**Task**
The entries below are to be transcribed in full, without their images.

--- Begin Record excerpts ---

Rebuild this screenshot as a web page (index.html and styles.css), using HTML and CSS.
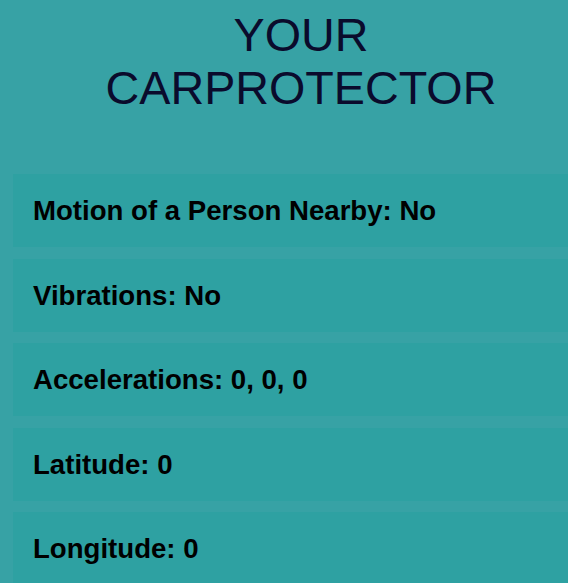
FILE: index.html
```html
<!DOCTYPE html>
<html>
<head>
<meta charset="utf-8">
<link rel="stylesheet" href="styles.css">
</head>
<body>
<div class="page">
  <h1 class="title">YOUR<br>CARPROTECTOR</h1>
  <div class="list">
    <div class="item">Motion of a Person Nearby: No</div>
    <div class="item">Vibrations: No</div>
    <div class="item">Accelerations: 0, 0, 0</div>
    <div class="item">Latitude: 0</div>
    <div class="item">Longitude: 0</div>
  </div>
</div>
</body>
</html>
```
FILE: styles.css
```css
html, body {
  margin: 0;
  padding: 0;
  background: #37a2a5;
  font-family: "Liberation Sans", Arial, sans-serif;
  overflow: hidden;
}
.page {
  padding: 9px 0 0 13px;
}
.title {
  margin: 0;
  padding-left: 21px;
  text-align: center;
  font-size: 46.7px;
  line-height: 53px;
  font-weight: normal;
  color: #0a0b2c;
}
.list {
  margin-top: 59px;
  display: flex;
  flex-direction: column;
  gap: 11.5px;
}
.item {
  background: #2ea1a2;
  padding: 21px 20px 20px 20px;
  font-size: 27.6px;
  line-height: 32px;
  font-weight: bold;
  color: #000;
}
```
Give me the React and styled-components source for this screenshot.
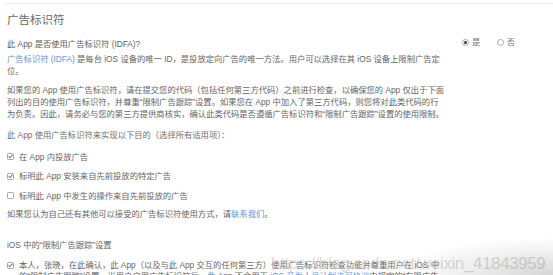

--- End Record excerpts ---

**Solution for this exercise**
Rebuild this screenshot as a web page (index.html and styles.css), using HTML and CSS.
FILE: index.html
```html
<!DOCTYPE html>
<html>
<head>
<meta charset="utf-8">
<link rel="stylesheet" href="styles.css">
</head>
<body>
<div class="page">
  <h1 class="title">YOUR<br>CARPROTECTOR</h1>
  <div class="list">
    <div class="item">Motion of a Person Nearby: No</div>
    <div class="item">Vibrations: No</div>
    <div class="item">Accelerations: 0, 0, 0</div>
    <div class="item">Latitude: 0</div>
    <div class="item">Longitude: 0</div>
  </div>
</div>
</body>
</html>
```
FILE: styles.css
```css
html, body {
  margin: 0;
  padding: 0;
  background: #37a2a5;
  font-family: "Liberation Sans", Arial, sans-serif;
  overflow: hidden;
}
.page {
  padding: 9px 0 0 13px;
}
.title {
  margin: 0;
  padding-left: 21px;
  text-align: center;
  font-size: 46.7px;
  line-height: 53px;
  font-weight: normal;
  color: #0a0b2c;
}
.list {
  margin-top: 59px;
  display: flex;
  flex-direction: column;
  gap: 11.5px;
}
.item {
  background: #2ea1a2;
  padding: 21px 20px 20px 20px;
  font-size: 27.6px;
  line-height: 32px;
  font-weight: bold;
  color: #000;
}
```
Give me the React and styled-components source for this screenshot.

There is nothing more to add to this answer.